Les assureurs tentent de... rassurer leurs clients

Dans ce contexte, les assureurs montent au créneau pour tenter de rassurer. Cette mesure, nous ne l’avons pas souhaitée disent-ils mais dans les faits, elle ne change rien. "On a réécrit les choses, qui en pratique existaient déjà" rassure Bernard Spitz, le président de la Fédération française de l’Assurance.

L'ACPR, l'autorité de contrôle prudentielle du secteur, avait en effet la possibilité de prendre de telles mesures de blocage des rachats de l'assurance-vie mais au cas par cas, pour une seule compagnie d'assurance. Il s'agissait jusqu'ici d'une mesure "micro-prudentielle". Le gouvernement se dote cette fois d'une arme plus puissante qui permettrait d'intervenir sur l'ensemble du secteur.

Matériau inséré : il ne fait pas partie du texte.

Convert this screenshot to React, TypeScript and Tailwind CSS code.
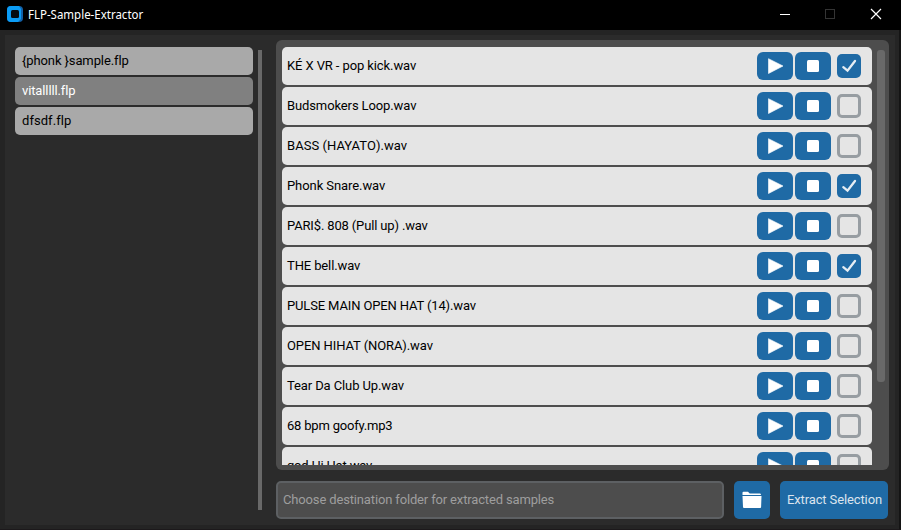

Le but, explique Romain Colas, le député PS qui porte cette mesure, est simplement de pouvoir agir sur tous les foyers en cas d’incendie. "S'inquiéter d’une telle mesure, c'est comme s'inquiéter de la présence d'un extincteur dans un immeuble" tente-t-il de rassurer.

Les associations d'épargnants sont vent debout

Les associations d'épargnants, elles, ne décolèrent pas. Elles dénoncent "une mise sous tutelle de l'assurance-vie" et comptent se battre jusqu'au bout pour tenter de réduire la portée de la mesure. Gérard Bekerman, le patron de l'AFER, a déjà proposé plusieurs compromis. Il a d'abord poussé les députés à instaurer des cas exceptionnels, dérogatoires (décès, naissance...), où aucune restriction ne pourrait s'appliquer. Il a ensuite réclamé, en vain, un montant minimum garanti, de 23.000 euros, qui échapperait à la mesure si elle devait être mise en oeuvre. Le dispositif doit à nouveau être débattu demain, lors du retour de la loi Sapin 2 à l'Assemblée nationale. S'il est adopté, les associations d'épargnants croisent les doigts pour qu'il soit rejeté par le Conseil constitutionnel au nom du droit de la propriété.

Pour l'heure, un professionnel du secteur résume la situation: "Cette mesure vise précisément à éviter tout vent de panique en cas de problème mais la manière dont le gouvernement l'a fait passer, en catimini, commence, au contraire, sérieusement à inquiéter".